How do you cook green veggies with ham/bacon?!
so...a fast & easy explanation as how it's done.....been cookin'/baking for fourty years so I do know my way 'round a kitchen.....any help???? Thanx, from me & the Hubby....
Answers: Okay, once again here's a NY cook with a question for all you great Southern cooks....hey mrschl are you out there? I never knew/saw/had/heard of greens such as turnip, collard,etc. and green (string) beans cooked with either bacon or ham until moving down to Dixie to be with my Georgia peach of a hubby.....and I promised him to fix his green beans that way some day ( he won't touch turnip or collards...what's with that?)
so...a fast & easy explanation as how it's done.....been cookin'/baking for fourty years so I do know my way 'round a kitchen.....any help???? Thanx, from me & the Hubby....
Its best to buy either fresh or frozen for best taste. Dont have time to pick fresh the frozen is the way to go. I usually use salt pork or a ham hocks (id use about 2 smoked hocks for 1 lb of green beans). Put enough water in the pot and boil the pork alone, for ham hocks its best to boil until the meat begins to fall off the bone (about an hour). The water will boil of so check on it and add as neccessary. Add the gb's and cook (simmer) til tender/to taste. If you are adding more seasoning, wait until the end, cause cooking in that pork is salty enough. Good Luck!

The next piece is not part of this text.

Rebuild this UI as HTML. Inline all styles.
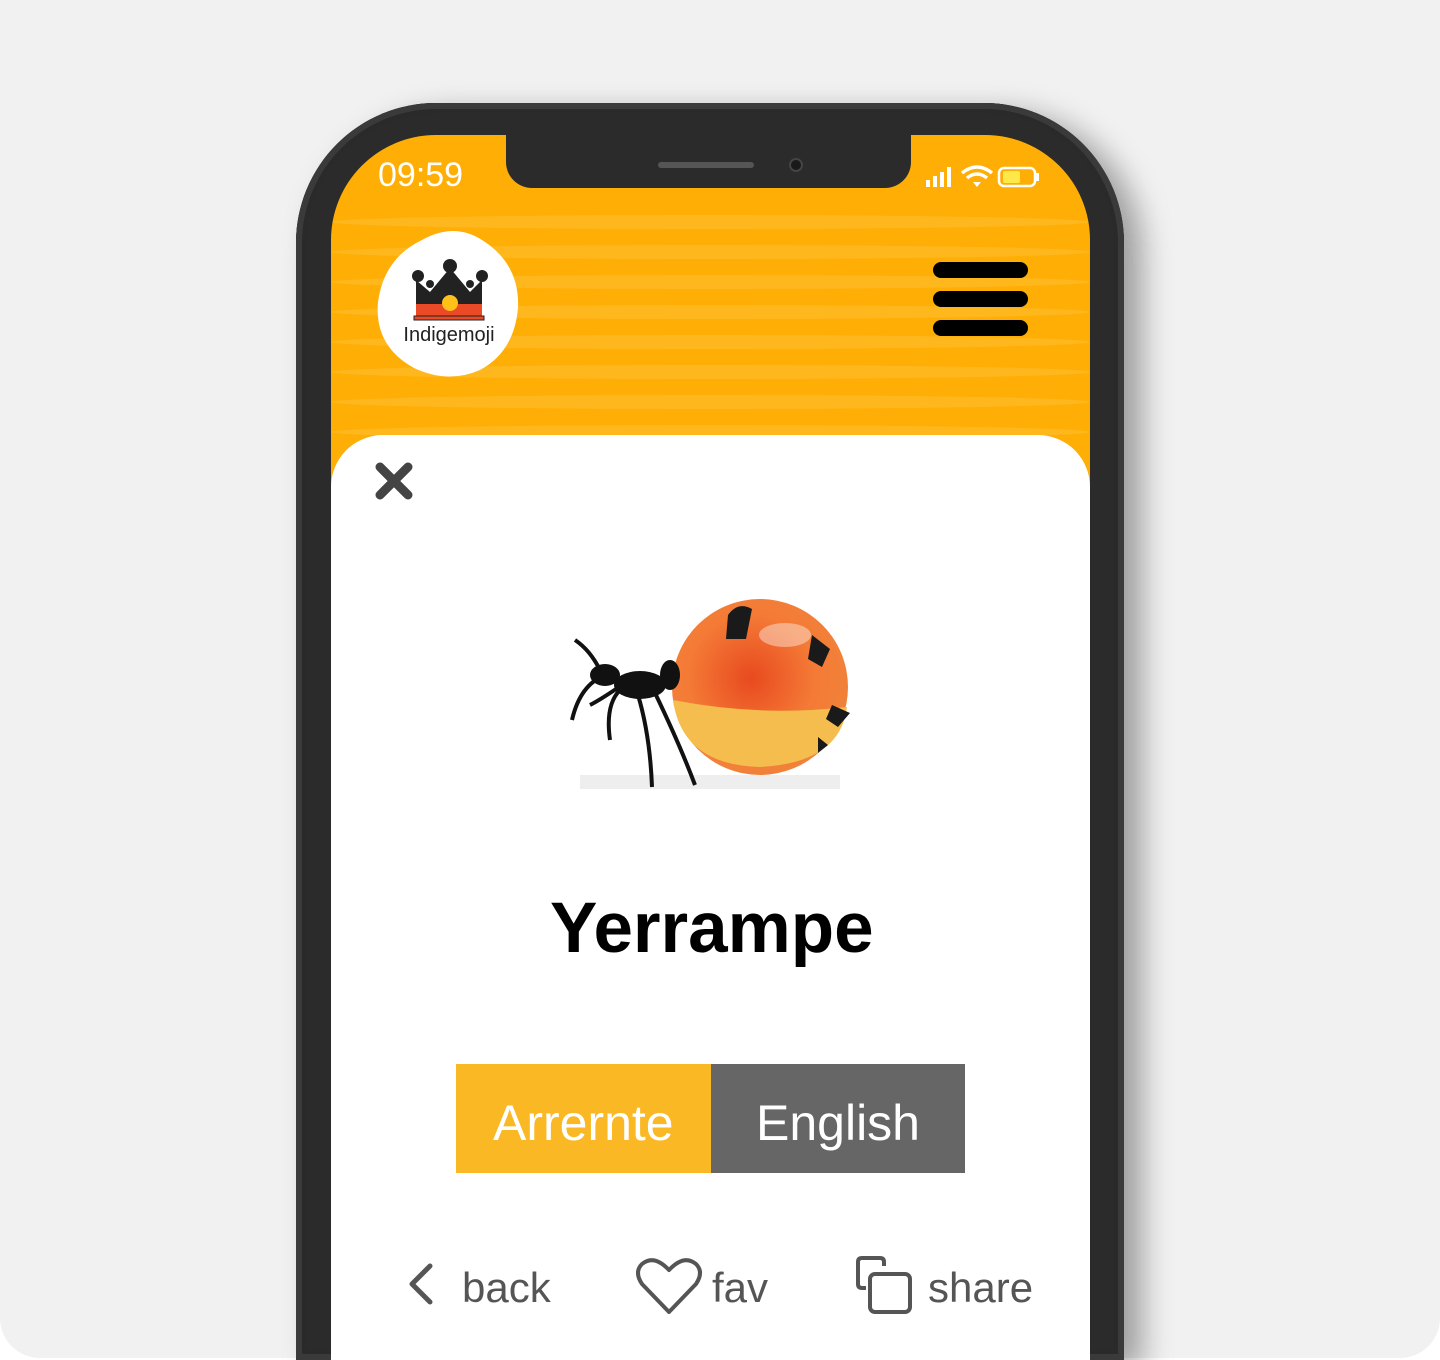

I make green beans and bacon all the time.
Brown up some bacon peices and then pour in a can of green beans - thats it.
i'm from tx where we eat soul food, plus i went to culinary school, so here goes. you need something called fat back or salt jole. its basically bacon but with a little more fat and flavor. use fresh green beans and just boil them til tender, with the fat back in. u can use bacon if you cant find the fat back. i like to put finely diced onion in my green beans, season with tony cacheres season salt. do the same with your greens and neck bones(pork), then frie some corn bread. use 1 cup corn meal with boiling hot water, mix should be thick and spoonable, table spoon the mix in very hot grease (iron skillet works best) let it fry til golden brown, should be crunchy on the outside and a little soft on the inside. eat this with the green beans or greens. boil some black eyed peas for luck. thats what we do down here. also get the patti labelle cookbook.
If he's a real southern boy, what he wants is old-fashioned nearly-flat string beans like Kentucky Wonders, not the little bright "green beans." Talk to some older locals about where to get proper string beans, it's not quite too late in the season unless you're in North Georgia. And ask his female relatives how they do it - that's the taste he's thinking of.
The trick is long slow cooking. You can use smoked ham or bacon or fatback, don't use canned ham or honey ham. Of course fresh or frozen beans, not the salty limp canned kind.
Depends on how you like it! Start with raw beans & raw bacon, in this case you'll need to cook at least an hour which is too long for "green beans." For them start with frying the fatback or bacon, drain most of the fat off, add beans and water, or start with chunked up ham and raw beans.
Don't salt until the beans are at least half cooked. Use enough water to cover only, add more as it boils away. Sprinkle some red pepper in there if you like.
It's not thanksgiving without collard greens!
You can use bacon or ham slices. For Thanksgiving, we always make a ham and just use the little extra fatty pieces to flavor the collards.
When you cook collards (I know you're specifically asking about green beans, but trust me - collards are God's gift to vegetables), put them in a large pan with a bit of water, salt, pepper, and ham and bacon fat. Let them simmer for HOURS. My aunt will cook them over night, no kidding. Then serve them with vinegar. Mmmmmm.
The bacon or ham can be cooked or uncooked. If you let the veggies simmer as long as a good ol' southerner would, then it will be cooked by the time the whole process is done.
You should get them fresh or as fresh as you can get them and then add many pieces of bacon into a boiling pot of water with the green beans but around the end so they can cook but so they have some what flavor left in them and season it with seasoning salt and pepper, you can do the same thing with ham hock but don't get any flavored ones unless they are smoked like hickory smoked.